| PROBLEM STATEMENT |
Locate all lines with the word "React" and copy them out.
[start RECORDED DATA]
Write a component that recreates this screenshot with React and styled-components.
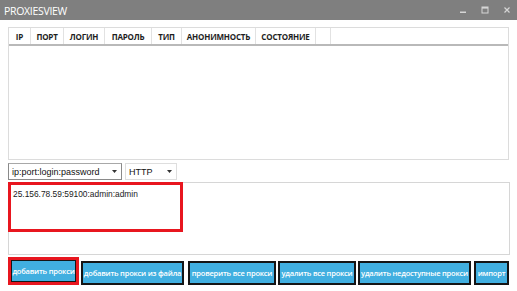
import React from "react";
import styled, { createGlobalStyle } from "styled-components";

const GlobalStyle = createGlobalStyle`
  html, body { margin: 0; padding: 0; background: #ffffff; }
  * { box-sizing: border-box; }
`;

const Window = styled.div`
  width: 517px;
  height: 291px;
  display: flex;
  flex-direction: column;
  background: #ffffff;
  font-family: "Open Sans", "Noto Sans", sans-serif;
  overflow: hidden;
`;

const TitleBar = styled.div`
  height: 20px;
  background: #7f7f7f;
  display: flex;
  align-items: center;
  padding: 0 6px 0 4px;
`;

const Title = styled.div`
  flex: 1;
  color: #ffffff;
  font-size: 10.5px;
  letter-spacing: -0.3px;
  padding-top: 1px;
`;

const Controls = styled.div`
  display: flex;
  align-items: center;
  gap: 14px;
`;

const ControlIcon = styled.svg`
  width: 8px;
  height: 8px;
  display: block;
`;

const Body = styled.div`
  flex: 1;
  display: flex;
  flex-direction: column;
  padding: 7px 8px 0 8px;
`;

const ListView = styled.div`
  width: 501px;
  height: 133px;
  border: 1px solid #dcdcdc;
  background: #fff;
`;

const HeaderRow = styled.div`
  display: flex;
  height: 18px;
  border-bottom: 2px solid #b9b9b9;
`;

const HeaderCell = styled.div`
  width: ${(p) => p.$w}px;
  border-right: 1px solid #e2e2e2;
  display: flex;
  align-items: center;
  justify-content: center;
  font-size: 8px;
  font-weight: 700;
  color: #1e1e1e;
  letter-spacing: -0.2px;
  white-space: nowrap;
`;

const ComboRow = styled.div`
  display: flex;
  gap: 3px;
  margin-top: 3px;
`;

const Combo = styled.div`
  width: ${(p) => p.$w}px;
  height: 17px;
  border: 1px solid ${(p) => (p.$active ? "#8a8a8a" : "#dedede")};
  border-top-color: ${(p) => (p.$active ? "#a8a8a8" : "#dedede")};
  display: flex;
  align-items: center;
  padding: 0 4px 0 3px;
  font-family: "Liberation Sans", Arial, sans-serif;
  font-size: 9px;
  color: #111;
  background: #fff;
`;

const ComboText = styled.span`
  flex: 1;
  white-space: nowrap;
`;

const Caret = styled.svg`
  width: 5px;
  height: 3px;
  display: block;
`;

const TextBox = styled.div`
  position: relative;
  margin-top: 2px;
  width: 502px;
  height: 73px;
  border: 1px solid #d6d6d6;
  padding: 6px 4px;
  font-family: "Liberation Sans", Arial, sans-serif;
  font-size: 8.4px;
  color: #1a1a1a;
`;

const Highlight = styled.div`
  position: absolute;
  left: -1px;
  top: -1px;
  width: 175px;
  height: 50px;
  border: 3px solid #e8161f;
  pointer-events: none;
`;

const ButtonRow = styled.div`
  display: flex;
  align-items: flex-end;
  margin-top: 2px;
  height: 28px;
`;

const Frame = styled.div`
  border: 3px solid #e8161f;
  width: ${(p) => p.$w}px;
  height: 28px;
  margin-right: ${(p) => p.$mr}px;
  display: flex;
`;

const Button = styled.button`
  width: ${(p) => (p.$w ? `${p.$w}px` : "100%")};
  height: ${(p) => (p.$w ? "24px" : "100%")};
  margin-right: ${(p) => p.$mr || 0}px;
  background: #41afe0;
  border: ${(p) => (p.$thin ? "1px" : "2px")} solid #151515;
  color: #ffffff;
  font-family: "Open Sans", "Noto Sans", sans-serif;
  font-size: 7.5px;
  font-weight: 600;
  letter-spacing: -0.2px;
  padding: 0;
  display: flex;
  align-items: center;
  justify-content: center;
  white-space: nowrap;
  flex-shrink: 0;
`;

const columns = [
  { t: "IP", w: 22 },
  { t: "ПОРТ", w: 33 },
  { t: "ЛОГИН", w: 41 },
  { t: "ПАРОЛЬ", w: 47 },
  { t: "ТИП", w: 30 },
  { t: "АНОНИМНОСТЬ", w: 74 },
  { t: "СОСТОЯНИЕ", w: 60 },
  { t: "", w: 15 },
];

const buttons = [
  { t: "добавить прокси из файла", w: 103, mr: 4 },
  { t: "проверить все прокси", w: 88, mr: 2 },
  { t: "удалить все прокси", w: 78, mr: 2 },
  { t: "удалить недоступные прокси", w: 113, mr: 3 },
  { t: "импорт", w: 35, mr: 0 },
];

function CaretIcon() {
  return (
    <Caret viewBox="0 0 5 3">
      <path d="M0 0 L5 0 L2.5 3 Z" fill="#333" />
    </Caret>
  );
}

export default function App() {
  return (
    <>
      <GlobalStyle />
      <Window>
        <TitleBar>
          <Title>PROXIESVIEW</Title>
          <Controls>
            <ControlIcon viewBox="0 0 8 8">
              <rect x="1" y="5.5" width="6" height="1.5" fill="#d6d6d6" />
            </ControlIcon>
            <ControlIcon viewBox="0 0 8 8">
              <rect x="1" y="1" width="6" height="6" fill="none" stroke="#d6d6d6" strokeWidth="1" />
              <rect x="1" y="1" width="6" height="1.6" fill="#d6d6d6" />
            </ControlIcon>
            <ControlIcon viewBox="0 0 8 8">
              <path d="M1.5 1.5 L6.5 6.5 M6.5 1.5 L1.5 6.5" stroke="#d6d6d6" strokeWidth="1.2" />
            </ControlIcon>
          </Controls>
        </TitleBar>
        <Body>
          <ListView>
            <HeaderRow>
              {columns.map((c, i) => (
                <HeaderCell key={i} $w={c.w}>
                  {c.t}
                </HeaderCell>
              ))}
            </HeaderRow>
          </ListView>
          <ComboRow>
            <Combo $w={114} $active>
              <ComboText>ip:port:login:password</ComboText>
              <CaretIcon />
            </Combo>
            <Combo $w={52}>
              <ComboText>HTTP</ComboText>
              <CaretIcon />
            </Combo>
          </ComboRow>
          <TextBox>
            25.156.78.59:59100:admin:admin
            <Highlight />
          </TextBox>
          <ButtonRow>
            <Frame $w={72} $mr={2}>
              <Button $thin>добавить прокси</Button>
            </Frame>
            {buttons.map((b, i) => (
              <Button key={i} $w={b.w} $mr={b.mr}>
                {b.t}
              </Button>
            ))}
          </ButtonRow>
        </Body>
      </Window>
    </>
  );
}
[end RECORDED DATA]
| ANSWER TO THE EXERCISE |
Write a component that recreates this screenshot with React and styled-components.
import React from "react";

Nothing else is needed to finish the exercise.